Slapping on another layer of "just retry" on top of all the other retries at the application layer is what the author is recommending against – this is because you will end up inventing a newer, complicated model of a distributed system.



No, TCP retries are not enough.

TCP retries won't help if your backend is restarting, if failover switching is happening, if your overloaded cluster has just been scaled up to add nodes, etc.

A reasonable application-level retry policy (exponential randomized delays, limited attempts) would turn these from a service disruption for the client into a mere delay, often pretty short.


> TCP retries won't help if your backend is restarting, if failover switching is happening, if your overloaded cluster has just been scaled up to add nodes, etc.

Yeah, this is where the nuance begins.

You are correct that TCP is not always sufficient.
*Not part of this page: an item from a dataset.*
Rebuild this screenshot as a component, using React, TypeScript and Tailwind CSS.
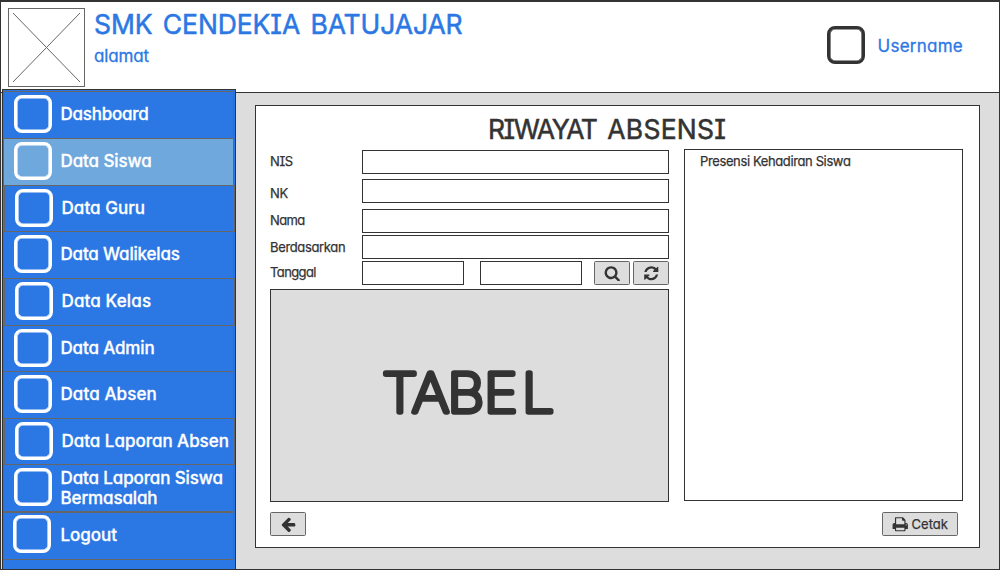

Perhaps where we differ is that in my experience, it still helps for this to be a feature of the framework or infrastructure that the applications are running on (e.g. a retry budget in the service mesh, or a load balancer) rather than scattered around in the application itself. At some point it becomes a word game – you could say that the service mesh is also kind of an "application" itself, but the core principle is that the retries should be kept in a few simple, common places that are rarely tuned.

Otherwise, you will find that N developers who are tasked with figuring out something like this will scatter N different version of your exponential randomized delay policy all across your codebase. It is always possible to avoid this with enough code review discipline, but once the trend starts, it's much harder to say "No, you need to fix this the right way".
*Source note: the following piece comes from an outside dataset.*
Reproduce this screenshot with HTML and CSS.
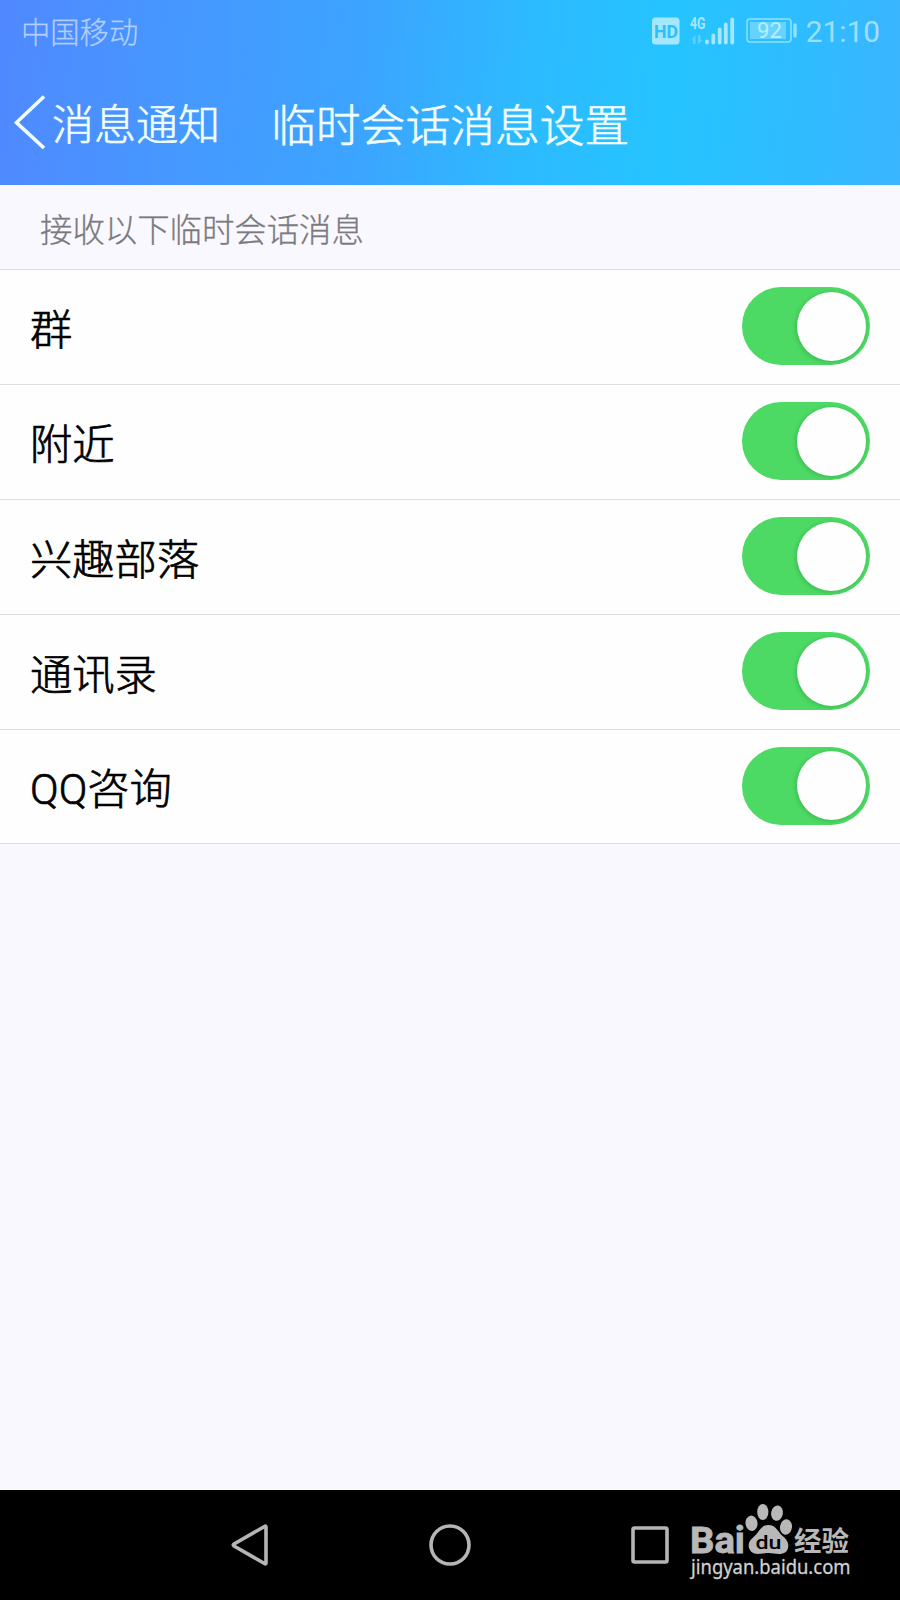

I’ve seen this exact problem many times. Counting TCP, the current system I’m working has 5 different layers of retries.

TCP, the service mesh, the company wide http client, application retries, and a database backed queueing library that everyone uses.

Imagine what happens when a service is flaky and each one of those layers retries 3-5 times.


Yep. And then the user says.. "Oh, that didn't work - I'll just try again... and again..."


It’s pretty important to implement a mechanism to prevent a thundering herd if you can, and TCP doesn’t help here. Accidental synchronization can have many many causes.

In addition, despite fantasies, tcp in particular is an instance level concept and reserving the ability to shoot instances without draining first is a good design.

Application-level user-perceived reliability is an end to end concern, not a transport layer concern.


My experience is that you need to plan for retries at the system level anyway (above application; think “dead letter queue processing” or equivalent).

When you don’t (as we sometimes haven’t), you end up with people having to write scripts or perform manual actions to poorly approximate what the system should have done, often with thousands of orders (or whatever entity matters to your company) in a limbo state.


TCP eventually gives up though, right? Like if you want to tolerate network partitions that lays days or weeks, during which the other node might have received a different address, then you're gonna have to move that logic up the stack.